#### Provided entries ####

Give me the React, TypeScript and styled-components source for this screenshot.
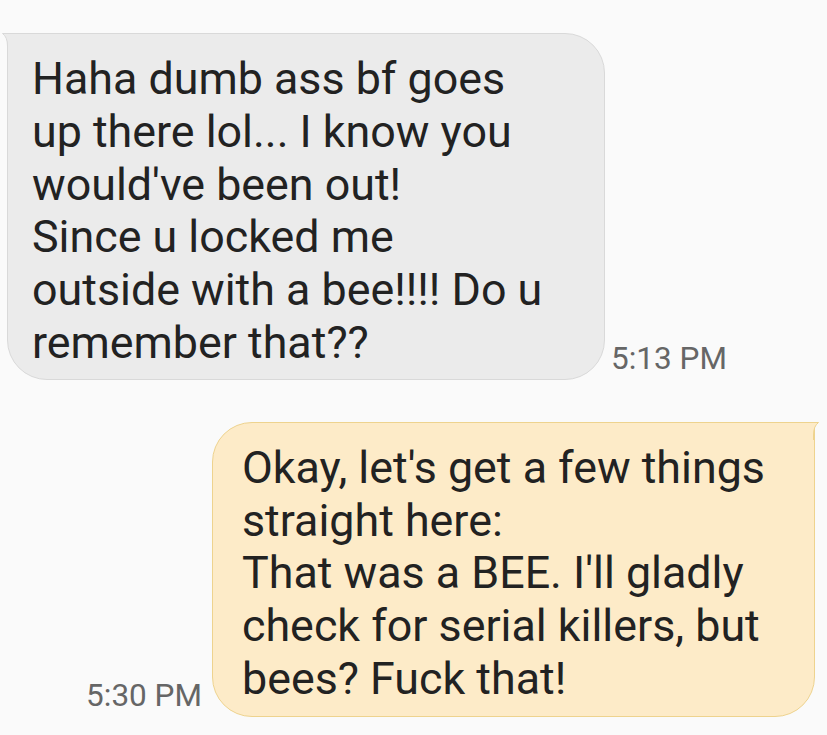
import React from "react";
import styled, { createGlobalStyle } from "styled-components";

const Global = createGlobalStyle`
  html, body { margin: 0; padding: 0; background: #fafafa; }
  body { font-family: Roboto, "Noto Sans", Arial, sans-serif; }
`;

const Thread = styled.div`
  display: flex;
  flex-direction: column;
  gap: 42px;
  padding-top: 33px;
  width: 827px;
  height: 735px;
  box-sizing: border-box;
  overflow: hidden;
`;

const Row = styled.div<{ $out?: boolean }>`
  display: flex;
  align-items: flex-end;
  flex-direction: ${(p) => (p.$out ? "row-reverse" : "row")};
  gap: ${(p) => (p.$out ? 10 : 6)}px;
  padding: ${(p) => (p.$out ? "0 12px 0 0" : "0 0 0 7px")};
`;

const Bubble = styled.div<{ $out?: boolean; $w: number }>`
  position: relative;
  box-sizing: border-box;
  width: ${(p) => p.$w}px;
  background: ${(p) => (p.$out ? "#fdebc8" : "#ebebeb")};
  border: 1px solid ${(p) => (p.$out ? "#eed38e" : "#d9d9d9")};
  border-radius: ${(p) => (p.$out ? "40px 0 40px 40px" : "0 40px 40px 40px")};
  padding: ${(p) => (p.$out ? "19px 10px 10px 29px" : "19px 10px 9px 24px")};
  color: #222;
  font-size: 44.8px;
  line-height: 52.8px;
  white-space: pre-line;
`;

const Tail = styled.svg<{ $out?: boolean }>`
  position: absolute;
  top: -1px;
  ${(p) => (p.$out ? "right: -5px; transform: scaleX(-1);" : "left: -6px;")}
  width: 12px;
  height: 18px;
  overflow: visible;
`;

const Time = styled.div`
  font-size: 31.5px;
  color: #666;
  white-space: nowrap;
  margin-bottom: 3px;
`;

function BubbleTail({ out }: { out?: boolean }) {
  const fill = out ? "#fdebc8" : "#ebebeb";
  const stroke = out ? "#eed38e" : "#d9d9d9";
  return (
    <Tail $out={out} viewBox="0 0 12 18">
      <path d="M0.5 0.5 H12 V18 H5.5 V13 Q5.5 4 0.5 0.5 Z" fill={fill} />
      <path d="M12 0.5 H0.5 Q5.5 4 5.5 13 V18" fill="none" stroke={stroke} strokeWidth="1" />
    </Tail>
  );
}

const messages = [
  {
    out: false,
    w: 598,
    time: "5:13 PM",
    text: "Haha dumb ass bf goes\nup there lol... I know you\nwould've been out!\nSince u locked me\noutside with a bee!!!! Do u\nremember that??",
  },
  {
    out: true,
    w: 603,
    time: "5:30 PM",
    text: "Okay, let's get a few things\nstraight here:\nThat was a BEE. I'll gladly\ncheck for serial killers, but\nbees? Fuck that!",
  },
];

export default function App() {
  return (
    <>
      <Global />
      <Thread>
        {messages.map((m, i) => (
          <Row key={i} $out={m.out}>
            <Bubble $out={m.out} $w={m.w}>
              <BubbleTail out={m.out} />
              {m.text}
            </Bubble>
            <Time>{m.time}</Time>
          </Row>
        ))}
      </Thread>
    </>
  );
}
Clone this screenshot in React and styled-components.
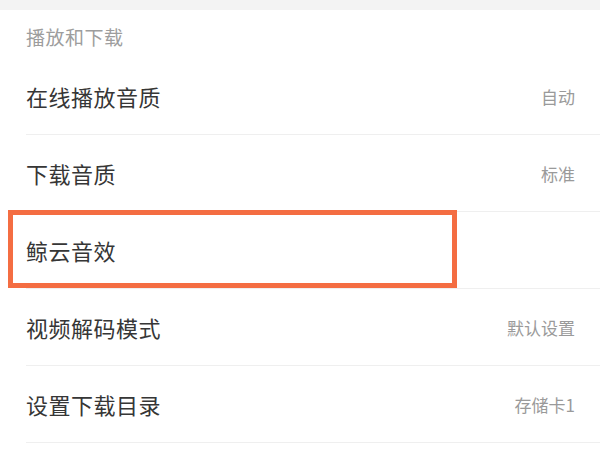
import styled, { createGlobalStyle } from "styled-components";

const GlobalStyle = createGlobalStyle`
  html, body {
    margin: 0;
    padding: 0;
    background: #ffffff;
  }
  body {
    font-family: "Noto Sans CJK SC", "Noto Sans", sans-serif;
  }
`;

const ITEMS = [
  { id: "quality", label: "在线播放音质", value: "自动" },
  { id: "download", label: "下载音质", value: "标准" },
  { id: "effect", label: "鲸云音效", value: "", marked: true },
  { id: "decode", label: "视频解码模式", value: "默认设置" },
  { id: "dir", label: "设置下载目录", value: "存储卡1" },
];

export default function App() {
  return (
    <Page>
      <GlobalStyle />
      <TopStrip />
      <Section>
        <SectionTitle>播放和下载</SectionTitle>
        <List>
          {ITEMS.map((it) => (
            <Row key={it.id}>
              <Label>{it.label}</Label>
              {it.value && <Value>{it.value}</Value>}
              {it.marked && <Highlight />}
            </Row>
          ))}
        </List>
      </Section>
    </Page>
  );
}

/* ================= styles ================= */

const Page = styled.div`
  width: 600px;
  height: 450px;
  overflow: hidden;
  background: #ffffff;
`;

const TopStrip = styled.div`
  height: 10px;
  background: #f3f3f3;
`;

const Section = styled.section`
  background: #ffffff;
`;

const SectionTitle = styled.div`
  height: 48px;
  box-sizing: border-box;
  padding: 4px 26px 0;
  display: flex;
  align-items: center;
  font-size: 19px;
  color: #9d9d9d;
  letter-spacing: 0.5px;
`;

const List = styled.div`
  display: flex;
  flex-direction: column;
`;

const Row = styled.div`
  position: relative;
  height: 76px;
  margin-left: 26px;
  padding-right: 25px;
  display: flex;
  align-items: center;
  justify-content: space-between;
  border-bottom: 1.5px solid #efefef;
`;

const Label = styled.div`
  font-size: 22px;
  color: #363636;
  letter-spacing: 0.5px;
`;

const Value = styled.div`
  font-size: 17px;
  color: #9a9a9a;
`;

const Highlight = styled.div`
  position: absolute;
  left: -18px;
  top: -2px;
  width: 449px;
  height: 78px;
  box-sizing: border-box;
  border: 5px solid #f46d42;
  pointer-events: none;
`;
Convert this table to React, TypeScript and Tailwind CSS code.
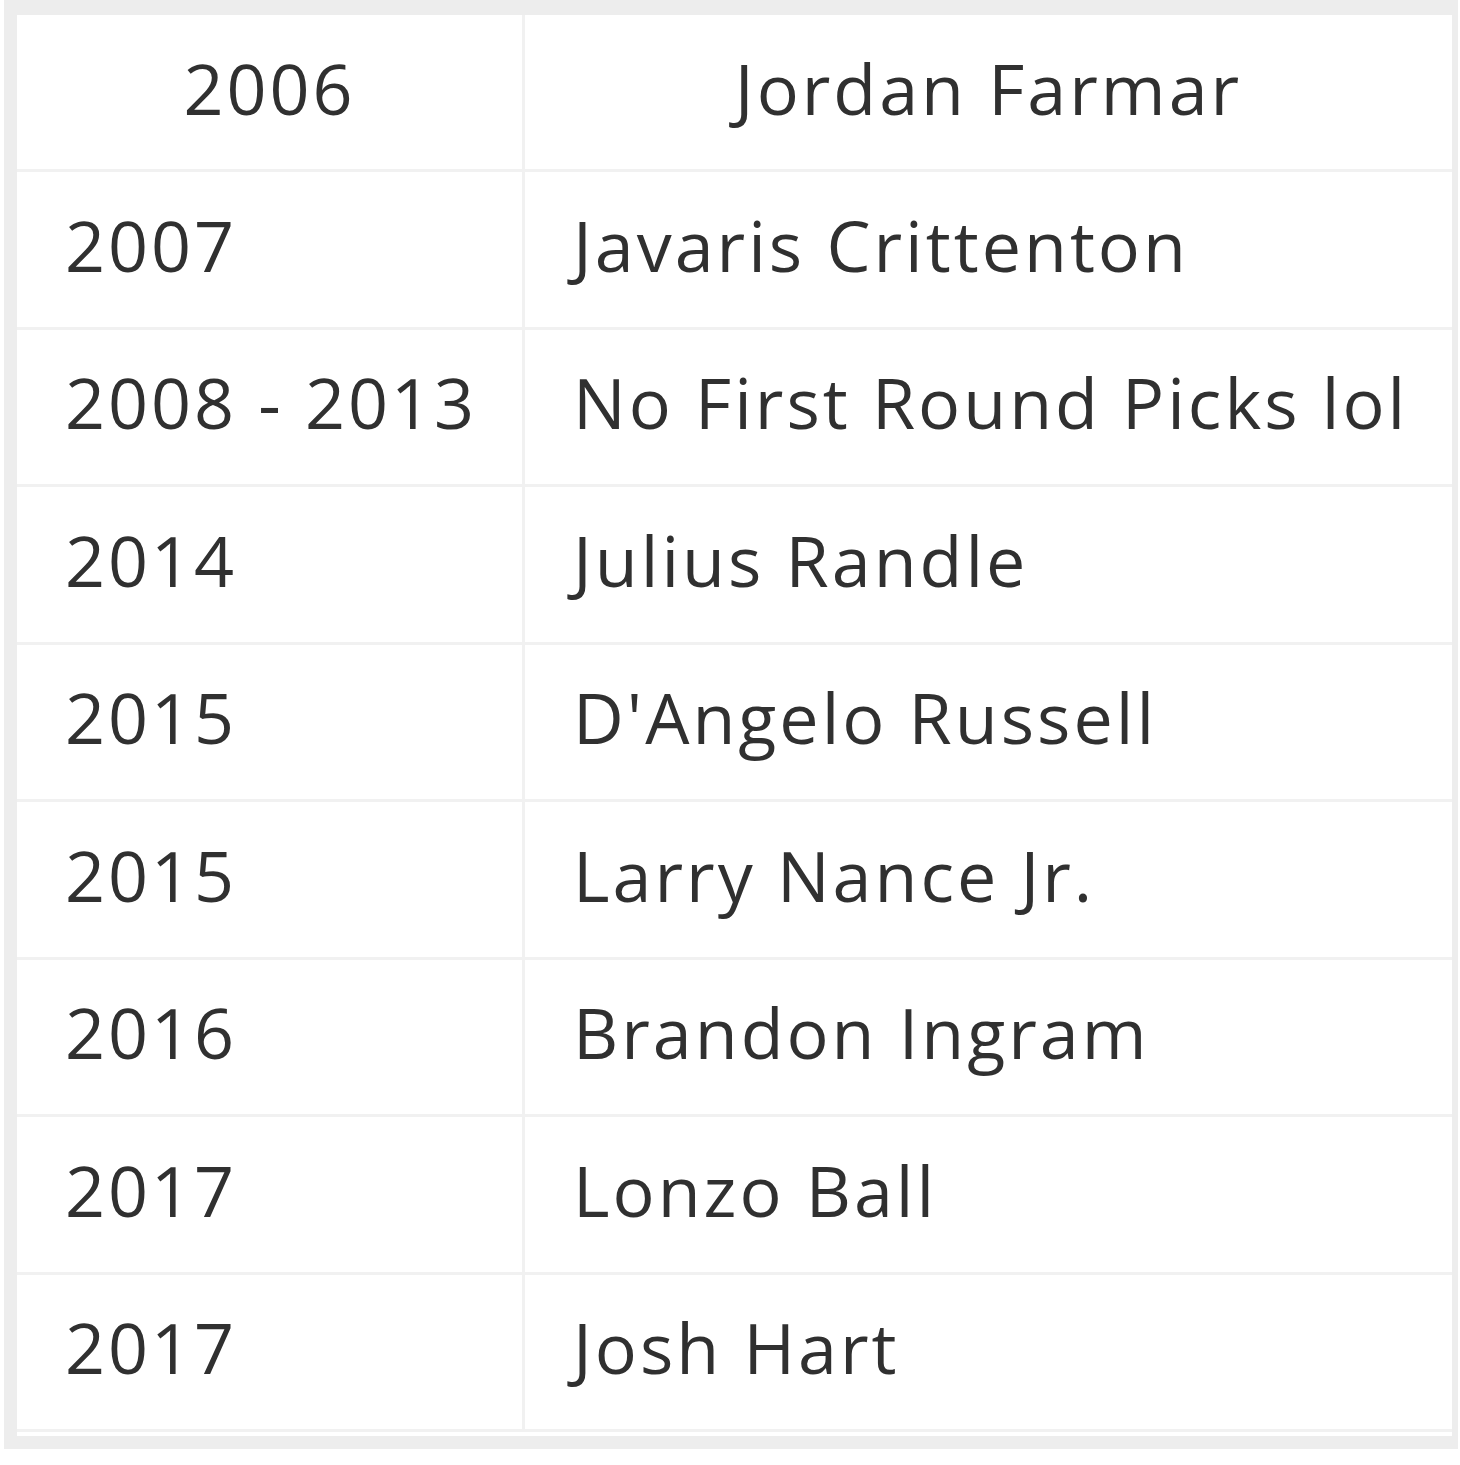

####

Aim of the exercise: Write out each entry exactly as given, omitting any picture.

Answer to this problem:
Give me the React, TypeScript and styled-components source for this screenshot.
import React from "react";
import styled, { createGlobalStyle } from "styled-components";

const Global = createGlobalStyle`
  html, body { margin: 0; padding: 0; background: #fafafa; }
  body { font-family: Roboto, "Noto Sans", Arial, sans-serif; }
`;

const Thread = styled.div`
  display: flex;
  flex-direction: column;
  gap: 42px;
  padding-top: 33px;
  width: 827px;
  height: 735px;
  box-sizing: border-box;
  overflow: hidden;
`;

const Row = styled.div<{ $out?: boolean }>`
  display: flex;
  align-items: flex-end;
  flex-direction: ${(p) => (p.$out ? "row-reverse" : "row")};
  gap: ${(p) => (p.$out ? 10 : 6)}px;
  padding: ${(p) => (p.$out ? "0 12px 0 0" : "0 0 0 7px")};
`;

const Bubble = styled.div<{ $out?: boolean; $w: number }>`
  position: relative;
  box-sizing: border-box;
  width: ${(p) => p.$w}px;
  background: ${(p) => (p.$out ? "#fdebc8" : "#ebebeb")};
  border: 1px solid ${(p) => (p.$out ? "#eed38e" : "#d9d9d9")};
  border-radius: ${(p) => (p.$out ? "40px 0 40px 40px" : "0 40px 40px 40px")};
  padding: ${(p) => (p.$out ? "19px 10px 10px 29px" : "19px 10px 9px 24px")};
  color: #222;
  font-size: 44.8px;
  line-height: 52.8px;
  white-space: pre-line;
`;

const Tail = styled.svg<{ $out?: boolean }>`
  position: absolute;
  top: -1px;
  ${(p) => (p.$out ? "right: -5px; transform: scaleX(-1);" : "left: -6px;")}
  width: 12px;
  height: 18px;
  overflow: visible;
`;

const Time = styled.div`
  font-size: 31.5px;
  color: #666;
  white-space: nowrap;
  margin-bottom: 3px;
`;

function BubbleTail({ out }: { out?: boolean }) {
  const fill = out ? "#fdebc8" : "#ebebeb";
  const stroke = out ? "#eed38e" : "#d9d9d9";
  return (
    <Tail $out={out} viewBox="0 0 12 18">
      <path d="M0.5 0.5 H12 V18 H5.5 V13 Q5.5 4 0.5 0.5 Z" fill={fill} />
      <path d="M12 0.5 H0.5 Q5.5 4 5.5 13 V18" fill="none" stroke={stroke} strokeWidth="1" />
    </Tail>
  );
}

const messages = [
  {
    out: false,
    w: 598,
    time: "5:13 PM",
    text: "Haha dumb ass bf goes\nup there lol... I know you\nwould've been out!\nSince u locked me\noutside with a bee!!!! Do u\nremember that??",
  },
  {
    out: true,
    w: 603,
    time: "5:30 PM",
    text: "Okay, let's get a few things\nstraight here:\nThat was a BEE. I'll gladly\ncheck for serial killers, but\nbees? Fuck that!",
  },
];

export default function App() {
  return (
    <>
      <Global />
      <Thread>
        {messages.map((m, i) => (
          <Row key={i} $out={m.out}>
            <Bubble $out={m.out} $w={m.w}>
              <BubbleTail out={m.out} />
              {m.text}
            </Bubble>
            <Time>{m.time}</Time>
          </Row>
        ))}
      </Thread>
    </>
  );
}
Clone this screenshot in React and styled-components.
import styled, { createGlobalStyle } from "styled-components";

const GlobalStyle = createGlobalStyle`
  html, body {
    margin: 0;
    padding: 0;
    background: #ffffff;
  }
  body {
    font-family: "Noto Sans CJK SC", "Noto Sans", sans-serif;
  }
`;

const ITEMS = [
  { id: "quality", label: "在线播放音质", value: "自动" },
  { id: "download", label: "下载音质", value: "标准" },
  { id: "effect", label: "鲸云音效", value: "", marked: true },
  { id: "decode", label: "视频解码模式", value: "默认设置" },
  { id: "dir", label: "设置下载目录", value: "存储卡1" },
];

export default function App() {
  return (
    <Page>
      <GlobalStyle />
      <TopStrip />
      <Section>
        <SectionTitle>播放和下载</SectionTitle>
        <List>
          {ITEMS.map((it) => (
            <Row key={it.id}>
              <Label>{it.label}</Label>
              {it.value && <Value>{it.value}</Value>}
              {it.marked && <Highlight />}
            </Row>
          ))}
        </List>
      </Section>
    </Page>
  );
}

/* ================= styles ================= */

const Page = styled.div`
  width: 600px;
  height: 450px;
  overflow: hidden;
  background: #ffffff;
`;

const TopStrip = styled.div`
  height: 10px;
  background: #f3f3f3;
`;

const Section = styled.section`
  background: #ffffff;
`;

const SectionTitle = styled.div`
  height: 48px;
  box-sizing: border-box;
  padding: 4px 26px 0;
  display: flex;
  align-items: center;
  font-size: 19px;
  color: #9d9d9d;
  letter-spacing: 0.5px;
`;

const List = styled.div`
  display: flex;
  flex-direction: column;
`;

const Row = styled.div`
  position: relative;
  height: 76px;
  margin-left: 26px;
  padding-right: 25px;
  display: flex;
  align-items: center;
  justify-content: space-between;
  border-bottom: 1.5px solid #efefef;
`;

const Label = styled.div`
  font-size: 22px;
  color: #363636;
  letter-spacing: 0.5px;
`;

const Value = styled.div`
  font-size: 17px;
  color: #9a9a9a;
`;

const Highlight = styled.div`
  position: absolute;
  left: -18px;
  top: -2px;
  width: 449px;
  height: 78px;
  box-sizing: border-box;
  border: 5px solid #f46d42;
  pointer-events: none;
`;
Convert this table to React, TypeScript and Tailwind CSS code.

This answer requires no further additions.